* Task brief
Review the material and extract every line in which the word "index" occurs.

* Information supplied
□ □ □

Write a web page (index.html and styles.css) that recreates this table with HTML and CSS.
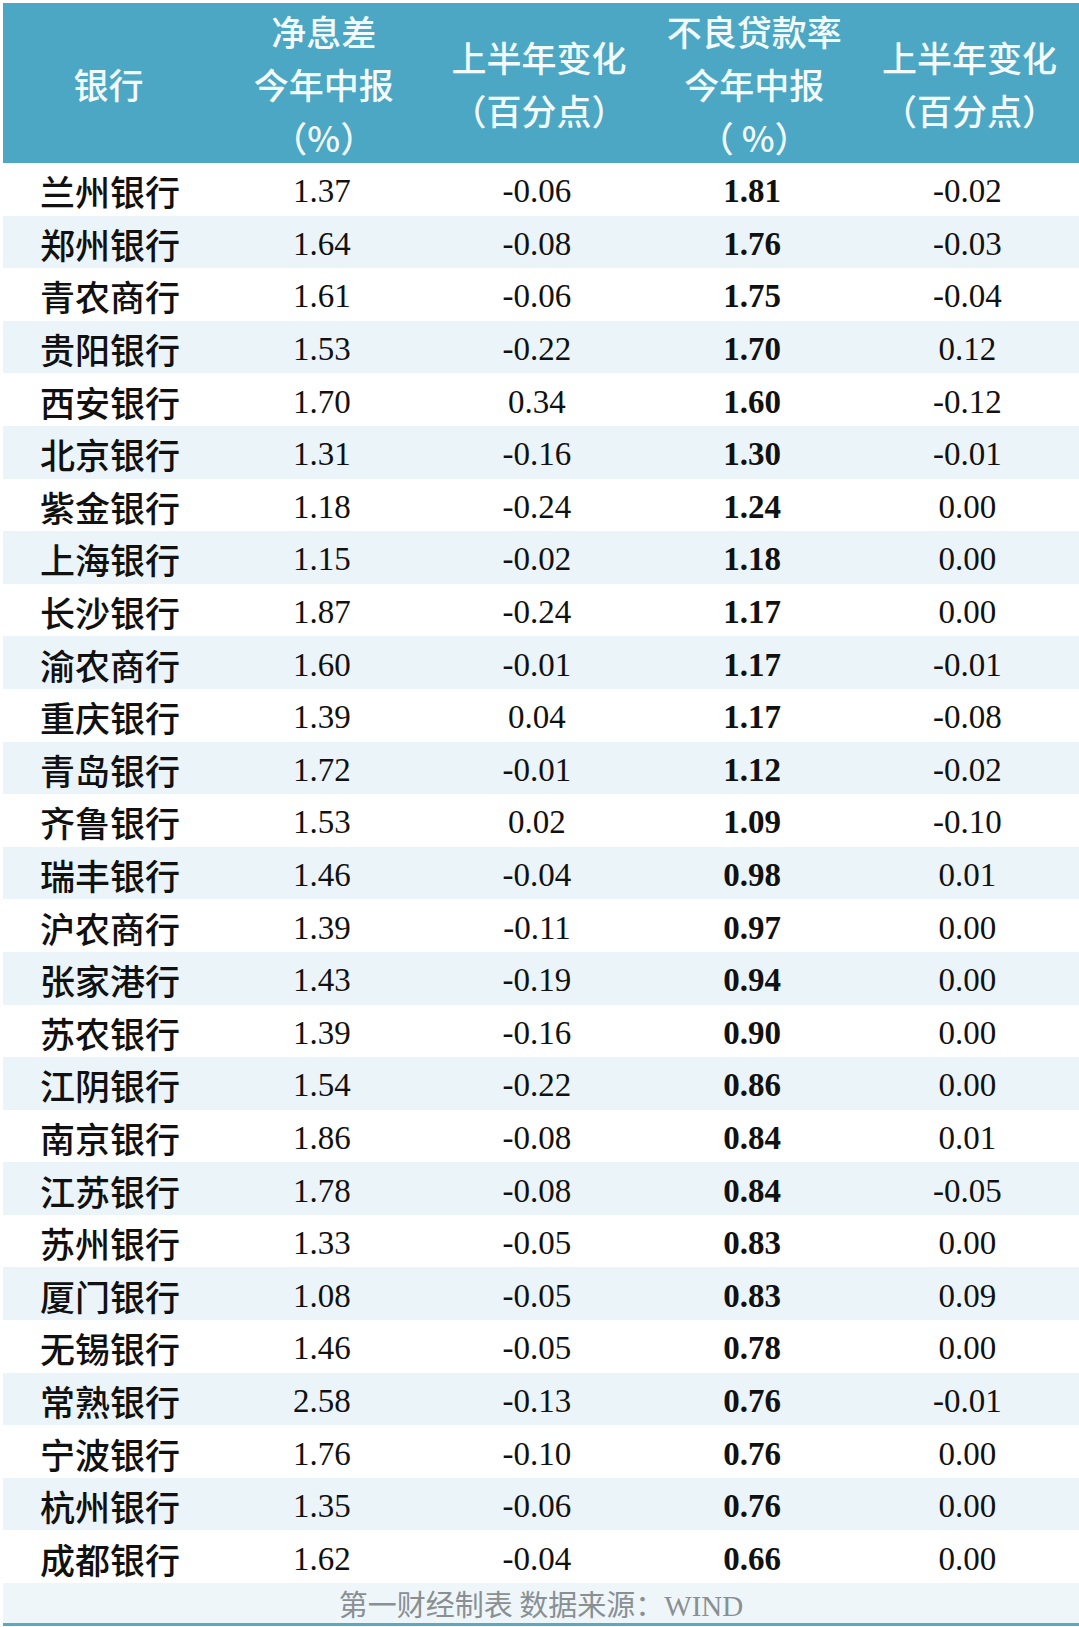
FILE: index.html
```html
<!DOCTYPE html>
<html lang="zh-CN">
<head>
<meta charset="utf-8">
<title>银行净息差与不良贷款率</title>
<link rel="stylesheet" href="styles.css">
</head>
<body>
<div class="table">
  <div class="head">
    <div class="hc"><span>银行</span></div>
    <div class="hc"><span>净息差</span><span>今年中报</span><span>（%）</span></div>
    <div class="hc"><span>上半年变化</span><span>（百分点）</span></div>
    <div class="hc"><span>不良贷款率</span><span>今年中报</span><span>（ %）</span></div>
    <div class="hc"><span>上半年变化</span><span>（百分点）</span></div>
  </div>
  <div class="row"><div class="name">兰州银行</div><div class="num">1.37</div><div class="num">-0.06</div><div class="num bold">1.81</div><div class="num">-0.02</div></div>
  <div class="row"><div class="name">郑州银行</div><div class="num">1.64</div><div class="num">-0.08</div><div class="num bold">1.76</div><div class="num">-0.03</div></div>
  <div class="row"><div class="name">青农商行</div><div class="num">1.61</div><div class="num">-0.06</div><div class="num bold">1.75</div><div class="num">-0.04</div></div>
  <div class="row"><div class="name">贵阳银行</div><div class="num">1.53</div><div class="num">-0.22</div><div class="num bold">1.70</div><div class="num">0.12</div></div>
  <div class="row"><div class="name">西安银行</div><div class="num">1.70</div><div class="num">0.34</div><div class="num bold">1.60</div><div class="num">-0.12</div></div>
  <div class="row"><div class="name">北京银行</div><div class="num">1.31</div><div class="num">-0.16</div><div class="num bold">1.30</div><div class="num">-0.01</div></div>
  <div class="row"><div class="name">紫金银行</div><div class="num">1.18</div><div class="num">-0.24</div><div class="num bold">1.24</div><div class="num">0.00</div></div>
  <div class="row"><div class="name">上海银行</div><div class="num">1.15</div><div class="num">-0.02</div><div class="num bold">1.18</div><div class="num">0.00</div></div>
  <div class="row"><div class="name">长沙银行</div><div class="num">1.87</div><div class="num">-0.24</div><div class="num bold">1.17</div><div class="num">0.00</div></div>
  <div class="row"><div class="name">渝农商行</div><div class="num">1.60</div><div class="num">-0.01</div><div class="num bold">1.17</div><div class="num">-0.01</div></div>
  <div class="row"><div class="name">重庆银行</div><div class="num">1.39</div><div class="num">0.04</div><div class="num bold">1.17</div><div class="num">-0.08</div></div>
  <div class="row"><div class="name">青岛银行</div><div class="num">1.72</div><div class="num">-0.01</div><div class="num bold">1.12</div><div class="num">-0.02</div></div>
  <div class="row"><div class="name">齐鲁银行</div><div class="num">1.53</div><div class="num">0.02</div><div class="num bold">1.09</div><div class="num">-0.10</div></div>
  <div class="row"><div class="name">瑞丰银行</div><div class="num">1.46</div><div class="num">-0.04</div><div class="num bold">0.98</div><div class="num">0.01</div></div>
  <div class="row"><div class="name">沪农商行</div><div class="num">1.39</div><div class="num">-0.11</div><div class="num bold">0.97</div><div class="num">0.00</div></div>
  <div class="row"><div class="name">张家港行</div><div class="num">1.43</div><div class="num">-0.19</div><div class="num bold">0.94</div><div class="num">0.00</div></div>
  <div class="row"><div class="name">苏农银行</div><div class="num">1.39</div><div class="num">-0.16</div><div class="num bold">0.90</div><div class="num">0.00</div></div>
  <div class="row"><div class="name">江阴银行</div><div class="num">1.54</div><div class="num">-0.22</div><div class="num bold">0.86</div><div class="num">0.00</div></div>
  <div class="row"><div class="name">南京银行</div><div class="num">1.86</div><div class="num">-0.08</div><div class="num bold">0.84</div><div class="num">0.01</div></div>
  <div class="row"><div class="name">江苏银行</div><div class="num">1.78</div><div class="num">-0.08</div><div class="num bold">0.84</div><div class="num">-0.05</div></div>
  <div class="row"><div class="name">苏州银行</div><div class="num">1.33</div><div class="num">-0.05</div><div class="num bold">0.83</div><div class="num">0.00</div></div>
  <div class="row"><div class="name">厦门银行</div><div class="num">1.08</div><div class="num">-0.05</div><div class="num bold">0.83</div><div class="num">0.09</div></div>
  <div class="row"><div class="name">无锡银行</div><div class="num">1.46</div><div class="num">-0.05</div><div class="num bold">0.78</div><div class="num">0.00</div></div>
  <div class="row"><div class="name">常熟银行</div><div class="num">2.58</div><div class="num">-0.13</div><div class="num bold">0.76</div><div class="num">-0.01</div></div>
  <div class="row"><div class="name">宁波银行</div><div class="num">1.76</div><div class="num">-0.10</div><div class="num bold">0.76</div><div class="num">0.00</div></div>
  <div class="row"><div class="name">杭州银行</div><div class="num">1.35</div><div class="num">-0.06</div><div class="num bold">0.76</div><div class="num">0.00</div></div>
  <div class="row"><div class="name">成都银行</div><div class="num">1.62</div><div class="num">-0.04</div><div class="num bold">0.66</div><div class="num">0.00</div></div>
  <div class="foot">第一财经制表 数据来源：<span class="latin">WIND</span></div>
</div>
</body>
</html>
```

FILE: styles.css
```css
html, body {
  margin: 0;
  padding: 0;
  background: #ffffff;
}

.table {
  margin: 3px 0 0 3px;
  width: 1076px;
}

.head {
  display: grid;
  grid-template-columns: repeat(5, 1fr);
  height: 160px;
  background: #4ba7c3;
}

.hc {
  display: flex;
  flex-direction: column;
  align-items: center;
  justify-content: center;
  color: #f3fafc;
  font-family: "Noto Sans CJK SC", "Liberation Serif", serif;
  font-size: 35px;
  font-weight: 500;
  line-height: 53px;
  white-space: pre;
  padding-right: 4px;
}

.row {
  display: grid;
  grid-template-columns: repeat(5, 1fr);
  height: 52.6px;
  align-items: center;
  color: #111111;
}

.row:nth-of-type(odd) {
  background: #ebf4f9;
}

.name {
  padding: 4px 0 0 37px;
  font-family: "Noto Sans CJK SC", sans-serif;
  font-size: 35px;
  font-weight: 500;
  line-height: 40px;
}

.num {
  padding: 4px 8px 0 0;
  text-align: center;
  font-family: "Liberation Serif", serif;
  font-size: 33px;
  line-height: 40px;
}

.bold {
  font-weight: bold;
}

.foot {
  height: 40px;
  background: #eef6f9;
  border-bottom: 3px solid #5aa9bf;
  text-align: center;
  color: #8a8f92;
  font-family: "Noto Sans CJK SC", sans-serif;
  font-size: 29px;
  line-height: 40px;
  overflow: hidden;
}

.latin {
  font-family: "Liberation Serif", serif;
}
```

□ □ □

* Result of the task
Write a web page (index.html and styles.css) that recreates this table with HTML and CSS.
FILE: index.html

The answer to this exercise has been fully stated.